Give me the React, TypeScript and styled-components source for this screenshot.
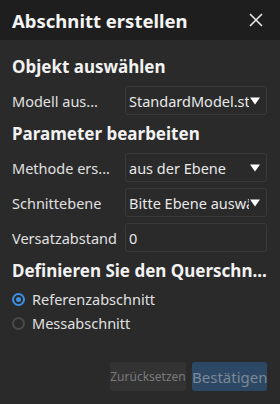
import React from 'react';
import styled, { createGlobalStyle } from 'styled-components';

const fontFamily = '"Noto Sans", "Open Sans", sans-serif';

const GlobalStyle = createGlobalStyle`
  html, body {
    margin: 0;
    padding: 0;
    background: #2a2a2a;
  }
  * {
    box-sizing: border-box;
  }
`;

const Panel = styled.div`
  width: 280px;
  height: 404px;
  display: flex;
  flex-direction: column;
  background: #2a2a2a;
  font-family: ${fontFamily};
  color: #e4e4e4;
`;

const Header = styled.div`
  height: 40px;
  flex-shrink: 0;
  display: flex;
  align-items: center;
  justify-content: space-between;
  padding: 0 17px 0 12px;
  background: #1e1e1e;
`;

const Title = styled.div`
  font-size: 18.5px;
  font-weight: 700;
  color: #f4f4f4;
`;

const Close = styled.button`
  width: 14px;
  height: 14px;
  padding: 0;
  border: none;
  background: transparent;
  display: flex;
  align-items: center;
  justify-content: center;
  cursor: pointer;
`;

const Body = styled.div`
  flex: 1;
  display: flex;
  flex-direction: column;
  padding: 16px 13px 0 12px;
`;

const Heading = styled.div<{ top?: number }>`
  font-size: 17px;
  font-weight: 700;
  color: #f2f2f2;
  margin-top: ${({ top }) => top ?? 0}px;
  margin-bottom: 8px;
  line-height: 22px;
  white-space: nowrap;
  overflow: hidden;
`;

const Row = styled.div`
  display: flex;
  align-items: center;
  height: 29px;
  margin-bottom: 6px;
`;

const Label = styled.div`
  width: 113px;
  flex-shrink: 0;
  font-size: 14.5px;
  color: #e0e0e0;
  white-space: nowrap;
  overflow: hidden;
`;

const Field = styled.div`
  flex: 1;
  height: 29px;
  display: flex;
  align-items: center;
  padding: 0 6px 0 3px;
  border: 1px solid #3a3a3a;
  border-radius: 3px;
  background: #2a2a2a;
  font-size: 14.5px;
  color: #e8e8e8;
  min-width: 0;
`;

const FieldText = styled.div`
  flex: 1;
  white-space: nowrap;
  overflow: hidden;
`;

const Arrow = styled.svg`
  flex-shrink: 0;
  margin-left: 1px;
`;

const Radios = styled.div`
  display: flex;
  flex-direction: column;
  gap: 6px;
`;

const RadioRow = styled.div`
  display: flex;
  align-items: center;
  gap: 7px;
  height: 18px;
  font-size: 14.5px;
  color: #e0e0e0;
`;

const RadioDot = styled.span<{ checked?: boolean }>`
  width: 13px;
  height: 13px;
  border-radius: 50%;
  flex-shrink: 0;
  border: 2px solid ${({ checked }) => (checked ? '#3d8fe3' : '#4a4a4a')};
  display: flex;
  align-items: center;
  justify-content: center;

  &::after {
    content: '';
    width: 5px;
    height: 5px;
    border-radius: 50%;
    background: ${({ checked }) => (checked ? '#3d8fe3' : 'transparent')};
  }
`;

const Footer = styled.div`
  margin-top: auto;
  display: flex;
  justify-content: flex-end;
  gap: 6px;
  padding: 0 13px 13px 0;
`;

const Button = styled.button<{ variant: 'reset' | 'confirm' }>`
  height: 29px;
  padding: 0;
  border: none;
  border-radius: 3px;
  font-family: ${fontFamily};
  width: ${({ variant }) => (variant === 'confirm' ? '75px' : '76px')};
  font-size: ${({ variant }) => (variant === 'confirm' ? '15px' : '12px')};
  color: ${({ variant }) => (variant === 'confirm' ? '#7b8898' : '#7a7a7a')};
  background: ${({ variant }) => (variant === 'confirm' ? '#2d4864' : '#333333')};
  white-space: nowrap;
  overflow: hidden;
`;

const DropArrow = () => (
  <Arrow width="10" height="8" viewBox="0 0 10 8">
    <path d="M0 0.5H10L5 7.5Z" fill="#ffffff" />
  </Arrow>
);

const selects = [
  { label: 'Methode ers...', value: 'aus der Ebene' },
  { label: 'Schnittebene', value: 'Bitte Ebene auswählen' },
];

export default function App() {
  return (
    <>
      <GlobalStyle />
      <Panel>
        <Header>
          <Title>Abschnitt erstellen</Title>
          <Close aria-label="Schließen">
            <svg width="14" height="14" viewBox="0 0 14 14">
              <path d="M1 1L13 13M13 1L1 13" stroke="#e8e8e8" strokeWidth="1.6" />
            </svg>
          </Close>
        </Header>
        <Body>
          <Heading>Objekt auswählen</Heading>
          <Row>
            <Label>Modell aus...</Label>
            <Field>
              <FieldText>StandardModel.stl</FieldText>
              <DropArrow />
            </Field>
          </Row>
          <Heading top={2}>Parameter bearbeiten</Heading>
          {selects.map((s) => (
            <Row key={s.label}>
              <Label>{s.label}</Label>
              <Field>
                <FieldText>{s.value}</FieldText>
                <DropArrow />
              </Field>
            </Row>
          ))}
          <Row>
            <Label>Versatzabstand</Label>
            <Field>
              <FieldText>0</FieldText>
            </Field>
          </Row>
          <Heading top={2}>Definieren Sie den Querschn...</Heading>
          <Radios>
            <RadioRow>
              <RadioDot checked />
              Referenzabschnitt
            </RadioRow>
            <RadioRow>
              <RadioDot />
              Messabschnitt
            </RadioRow>
          </Radios>
        </Body>
        <Footer>
          <Button variant="reset">Zurücksetzen</Button>
          <Button variant="confirm">Bestätigen</Button>
        </Footer>
      </Panel>
    </>
  );
}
━━━━
:: Set exercise ::
Return the material exactly as given, apart from the pictures.

:: Written reply ::
Give me the React, TypeScript and styled-components source for this screenshot.
import React from 'react';
import styled, { createGlobalStyle } from 'styled-components';

const fontFamily = '"Noto Sans", "Open Sans", sans-serif';

const GlobalStyle = createGlobalStyle`
  html, body {
    margin: 0;
    padding: 0;
    background: #2a2a2a;
  }
  * {
    box-sizing: border-box;
  }
`;

const Panel = styled.div`
  width: 280px;
  height: 404px;
  display: flex;
  flex-direction: column;
  background: #2a2a2a;
  font-family: ${fontFamily};
  color: #e4e4e4;
`;

const Header = styled.div`
  height: 40px;
  flex-shrink: 0;
  display: flex;
  align-items: center;
  justify-content: space-between;
  padding: 0 17px 0 12px;
  background: #1e1e1e;
`;

const Title = styled.div`
  font-size: 18.5px;
  font-weight: 700;
  color: #f4f4f4;
`;

const Close = styled.button`
  width: 14px;
  height: 14px;
  padding: 0;
  border: none;
  background: transparent;
  display: flex;
  align-items: center;
  justify-content: center;
  cursor: pointer;
`;

const Body = styled.div`
  flex: 1;
  display: flex;
  flex-direction: column;
  padding: 16px 13px 0 12px;
`;

const Heading = styled.div<{ top?: number }>`
  font-size: 17px;
  font-weight: 700;
  color: #f2f2f2;
  margin-top: ${({ top }) => top ?? 0}px;
  margin-bottom: 8px;
  line-height: 22px;
  white-space: nowrap;
  overflow: hidden;
`;

const Row = styled.div`
  display: flex;
  align-items: center;
  height: 29px;
  margin-bottom: 6px;
`;

const Label = styled.div`
  width: 113px;
  flex-shrink: 0;
  font-size: 14.5px;
  color: #e0e0e0;
  white-space: nowrap;
  overflow: hidden;
`;

const Field = styled.div`
  flex: 1;
  height: 29px;
  display: flex;
  align-items: center;
  padding: 0 6px 0 3px;
  border: 1px solid #3a3a3a;
  border-radius: 3px;
  background: #2a2a2a;
  font-size: 14.5px;
  color: #e8e8e8;
  min-width: 0;
`;

const FieldText = styled.div`
  flex: 1;
  white-space: nowrap;
  overflow: hidden;
`;

const Arrow = styled.svg`
  flex-shrink: 0;
  margin-left: 1px;
`;

const Radios = styled.div`
  display: flex;
  flex-direction: column;
  gap: 6px;
`;

const RadioRow = styled.div`
  display: flex;
  align-items: center;
  gap: 7px;
  height: 18px;
  font-size: 14.5px;
  color: #e0e0e0;
`;

const RadioDot = styled.span<{ checked?: boolean }>`
  width: 13px;
  height: 13px;
  border-radius: 50%;
  flex-shrink: 0;
  border: 2px solid ${({ checked }) => (checked ? '#3d8fe3' : '#4a4a4a')};
  display: flex;
  align-items: center;
  justify-content: center;

  &::after {
    content: '';
    width: 5px;
    height: 5px;
    border-radius: 50%;
    background: ${({ checked }) => (checked ? '#3d8fe3' : 'transparent')};
  }
`;

const Footer = styled.div`
  margin-top: auto;
  display: flex;
  justify-content: flex-end;
  gap: 6px;
  padding: 0 13px 13px 0;
`;

const Button = styled.button<{ variant: 'reset' | 'confirm' }>`
  height: 29px;
  padding: 0;
  border: none;
  border-radius: 3px;
  font-family: ${fontFamily};
  width: ${({ variant }) => (variant === 'confirm' ? '75px' : '76px')};
  font-size: ${({ variant }) => (variant === 'confirm' ? '15px' : '12px')};
  color: ${({ variant }) => (variant === 'confirm' ? '#7b8898' : '#7a7a7a')};
  background: ${({ variant }) => (variant === 'confirm' ? '#2d4864' : '#333333')};
  white-space: nowrap;
  overflow: hidden;
`;

const DropArrow = () => (
  <Arrow width="10" height="8" viewBox="0 0 10 8">
    <path d="M0 0.5H10L5 7.5Z" fill="#ffffff" />
  </Arrow>
);

const selects = [
  { label: 'Methode ers...', value: 'aus der Ebene' },
  { label: 'Schnittebene', value: 'Bitte Ebene auswählen' },
];

export default function App() {
  return (
    <>
      <GlobalStyle />
      <Panel>
        <Header>
          <Title>Abschnitt erstellen</Title>
          <Close aria-label="Schließen">
            <svg width="14" height="14" viewBox="0 0 14 14">
              <path d="M1 1L13 13M13 1L1 13" stroke="#e8e8e8" strokeWidth="1.6" />
            </svg>
          </Close>
        </Header>
        <Body>
          <Heading>Objekt auswählen</Heading>
          <Row>
            <Label>Modell aus...</Label>
            <Field>
              <FieldText>StandardModel.stl</FieldText>
              <DropArrow />
            </Field>
          </Row>
          <Heading top={2}>Parameter bearbeiten</Heading>
          {selects.map((s) => (
            <Row key={s.label}>
              <Label>{s.label}</Label>
              <Field>
                <FieldText>{s.value}</FieldText>
                <DropArrow />
              </Field>
            </Row>
          ))}
          <Row>
            <Label>Versatzabstand</Label>
            <Field>
              <FieldText>0</FieldText>
            </Field>
          </Row>
          <Heading top={2}>Definieren Sie den Querschn...</Heading>
          <Radios>
            <RadioRow>
              <RadioDot checked />
              Referenzabschnitt
            </RadioRow>
            <RadioRow>
              <RadioDot />
              Messabschnitt
            </RadioRow>
          </Radios>
        </Body>
        <Footer>
          <Button variant="reset">Zurücksetzen</Button>
          <Button variant="confirm">Bestätigen</Button>
        </Footer>
      </Panel>
    </>
  );
}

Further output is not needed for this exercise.